**EXERCISE INPUT**

┄┄┄┄┄┄

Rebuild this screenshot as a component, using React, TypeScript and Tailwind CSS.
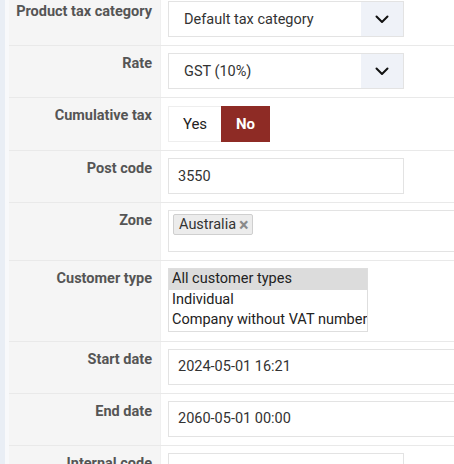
import React from "react";

const font = { fontFamily: 'Roboto, "Liberation Sans", Arial, sans-serif' };

function Chevron() {
  return (
    <svg width="14" height="9" viewBox="0 0 14 9" fill="none">
      <path d="M1.5 1.5 L7 7 L12.5 1.5" stroke="#111" strokeWidth="2" strokeLinecap="round" strokeLinejoin="round" />
    </svg>
  );
}

function Row({
  label,
  children,
  pt = "pt-[7px]",
  pb = "pb-[8px]",
}: {
  label: string;
  children: React.ReactNode;
  pt?: string;
  pb?: string;
}) {
  return (
    <div className="flex border-b border-[#e9e9e9]">
      <div className="w-[151px] shrink-0 bg-[#f5f5f5] pr-[8px] pt-[8px] text-right text-[14.5px] font-bold leading-[20px] text-[#555]">
        {label}
      </div>
      <div className={`flex-1 pl-[7px] ${pt} ${pb} border-l border-[#f0f0f0]`}>{children}</div>
    </div>
  );
}

function Select({ value }: { value: string }) {
  return (
    <div className="flex h-[36px] w-[236px] border border-[#e3e3e3] bg-white">
      <div className="flex flex-1 items-center pl-[15px] pt-[1px] text-[14.5px] text-[#333]">{value}</div>
      <div className="flex w-[42px] items-center justify-center bg-[#eff2f8]">
        <Chevron />
      </div>
    </div>
  );
}

function Input({ value, wide }: { value: string; wide?: boolean }) {
  return (
    <div
      className={`flex h-[36px] items-center border border-[#e3e3e3] bg-white pl-[9px] pt-[1px] text-[14.5px] text-[#333] ${
        wide ? "w-[320px]" : "w-[236px]"
      }`}
    >
      {value}
    </div>
  );
}

export default function App() {
  return (
    <div className="flex h-[464px] w-[454px] overflow-hidden bg-white" style={font}>
      <div className="w-[5px] shrink-0 bg-[#e9eef5]" />
      <div className="w-[4px] shrink-0 bg-[#f8f9fb]" />
      <div className="mt-[-6px] flex-1">
        <Row label="Product tax category">
          <Select value="Default tax category" />
        </Row>
        <Row label="Rate">
          <Select value="GST (10%)" />
        </Row>
        <Row label="Cumulative tax" pt="pt-[8px]">
          <div className="flex h-[36px]">
            <div className="flex w-[53px] items-center justify-center border border-r-0 border-[#eeeeee] bg-white text-[15px] text-[#222]">
              Yes
            </div>
            <div className="flex w-[49px] items-center justify-center bg-[#8e2b25] text-[15px] font-bold text-white">
              No
            </div>
          </div>
        </Row>
        <Row label="Post code">
          <Input value="3550" />
        </Row>
        <Row label="Zone">
          <div className="h-[42px] w-[320px] border border-[#e3e3e3] bg-white pl-[4px] pt-[1px]">
            <span className="inline-flex h-[21px] items-center gap-[3px] rounded-[2px] border border-[#cfcfcf] bg-[#ececec] pl-[5px] pr-[3px] text-[14.5px] text-[#333]">
              Australia
              <span className="text-[18px] font-bold leading-none text-[#8a8a8a]">×</span>
            </span>
          </div>
        </Row>
        <Row label="Customer type" pb="pb-[9px]">
          <div className="w-[200px] overflow-hidden whitespace-nowrap border border-[#dedede] bg-white text-[14.5px] leading-[20.5px] text-[#222]">
            <div className="bg-[#dcdcdc] pl-[3px]">All customer types</div>
            <div className="pl-[3px]">Individual</div>
            <div className="pl-[3px]">Company without VAT number</div>
          </div>
        </Row>
        <Row label="Start date">
          <Input value="2024-05-01 16:21" wide />
        </Row>
        <Row label="End date">
          <Input value="2060-05-01 00:00" wide />
        </Row>
        <Row label="Internal code">
          <Input value="" />
        </Row>
      </div>
    </div>
  );
}
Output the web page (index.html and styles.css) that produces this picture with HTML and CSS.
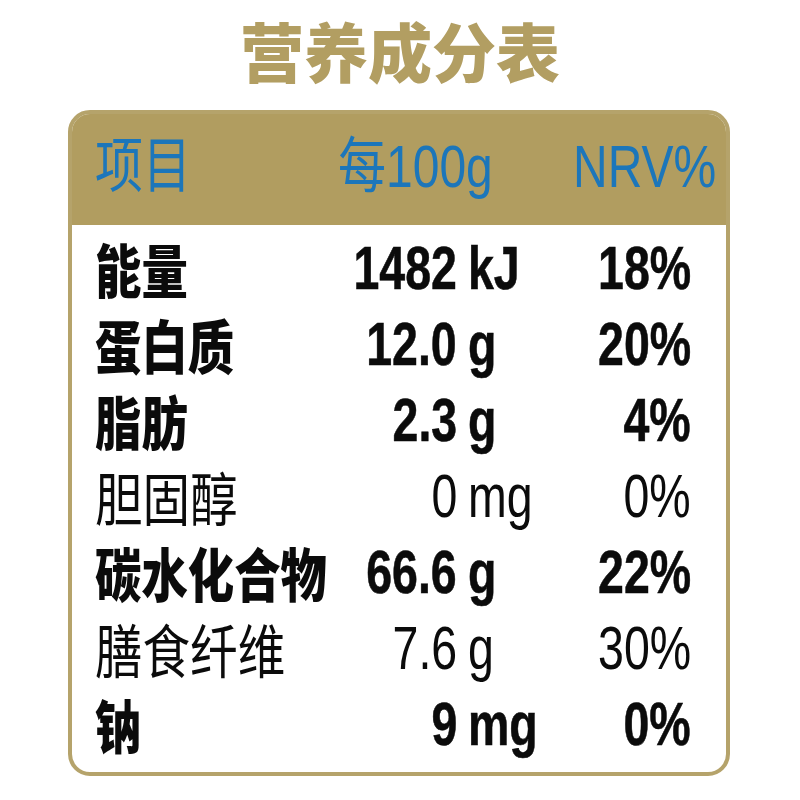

┄┄┄┄┄┄

**WHAT YOU WILL DO**
Your task is to retype all the entries exactly and leave out any pictures.

**THE RESULT**
Rebuild this screenshot as a component, using React, TypeScript and Tailwind CSS.
import React from "react";

const font = { fontFamily: 'Roboto, "Liberation Sans", Arial, sans-serif' };

function Chevron() {
  return (
    <svg width="14" height="9" viewBox="0 0 14 9" fill="none">
      <path d="M1.5 1.5 L7 7 L12.5 1.5" stroke="#111" strokeWidth="2" strokeLinecap="round" strokeLinejoin="round" />
    </svg>
  );
}

function Row({
  label,
  children,
  pt = "pt-[7px]",
  pb = "pb-[8px]",
}: {
  label: string;
  children: React.ReactNode;
  pt?: string;
  pb?: string;
}) {
  return (
    <div className="flex border-b border-[#e9e9e9]">
      <div className="w-[151px] shrink-0 bg-[#f5f5f5] pr-[8px] pt-[8px] text-right text-[14.5px] font-bold leading-[20px] text-[#555]">
        {label}
      </div>
      <div className={`flex-1 pl-[7px] ${pt} ${pb} border-l border-[#f0f0f0]`}>{children}</div>
    </div>
  );
}

function Select({ value }: { value: string }) {
  return (
    <div className="flex h-[36px] w-[236px] border border-[#e3e3e3] bg-white">
      <div className="flex flex-1 items-center pl-[15px] pt-[1px] text-[14.5px] text-[#333]">{value}</div>
      <div className="flex w-[42px] items-center justify-center bg-[#eff2f8]">
        <Chevron />
      </div>
    </div>
  );
}

function Input({ value, wide }: { value: string; wide?: boolean }) {
  return (
    <div
      className={`flex h-[36px] items-center border border-[#e3e3e3] bg-white pl-[9px] pt-[1px] text-[14.5px] text-[#333] ${
        wide ? "w-[320px]" : "w-[236px]"
      }`}
    >
      {value}
    </div>
  );
}

export default function App() {
  return (
    <div className="flex h-[464px] w-[454px] overflow-hidden bg-white" style={font}>
      <div className="w-[5px] shrink-0 bg-[#e9eef5]" />
      <div className="w-[4px] shrink-0 bg-[#f8f9fb]" />
      <div className="mt-[-6px] flex-1">
        <Row label="Product tax category">
          <Select value="Default tax category" />
        </Row>
        <Row label="Rate">
          <Select value="GST (10%)" />
        </Row>
        <Row label="Cumulative tax" pt="pt-[8px]">
          <div className="flex h-[36px]">
            <div className="flex w-[53px] items-center justify-center border border-r-0 border-[#eeeeee] bg-white text-[15px] text-[#222]">
              Yes
            </div>
            <div className="flex w-[49px] items-center justify-center bg-[#8e2b25] text-[15px] font-bold text-white">
              No
            </div>
          </div>
        </Row>
        <Row label="Post code">
          <Input value="3550" />
        </Row>
        <Row label="Zone">
          <div className="h-[42px] w-[320px] border border-[#e3e3e3] bg-white pl-[4px] pt-[1px]">
            <span className="inline-flex h-[21px] items-center gap-[3px] rounded-[2px] border border-[#cfcfcf] bg-[#ececec] pl-[5px] pr-[3px] text-[14.5px] text-[#333]">
              Australia
              <span className="text-[18px] font-bold leading-none text-[#8a8a8a]">×</span>
            </span>
          </div>
        </Row>
        <Row label="Customer type" pb="pb-[9px]">
          <div className="w-[200px] overflow-hidden whitespace-nowrap border border-[#dedede] bg-white text-[14.5px] leading-[20.5px] text-[#222]">
            <div className="bg-[#dcdcdc] pl-[3px]">All customer types</div>
            <div className="pl-[3px]">Individual</div>
            <div className="pl-[3px]">Company without VAT number</div>
          </div>
        </Row>
        <Row label="Start date">
          <Input value="2024-05-01 16:21" wide />
        </Row>
        <Row label="End date">
          <Input value="2060-05-01 00:00" wide />
        </Row>
        <Row label="Internal code">
          <Input value="" />
        </Row>
      </div>
    </div>
  );
}
Output the web page (index.html and styles.css) that produces this picture with HTML and CSS.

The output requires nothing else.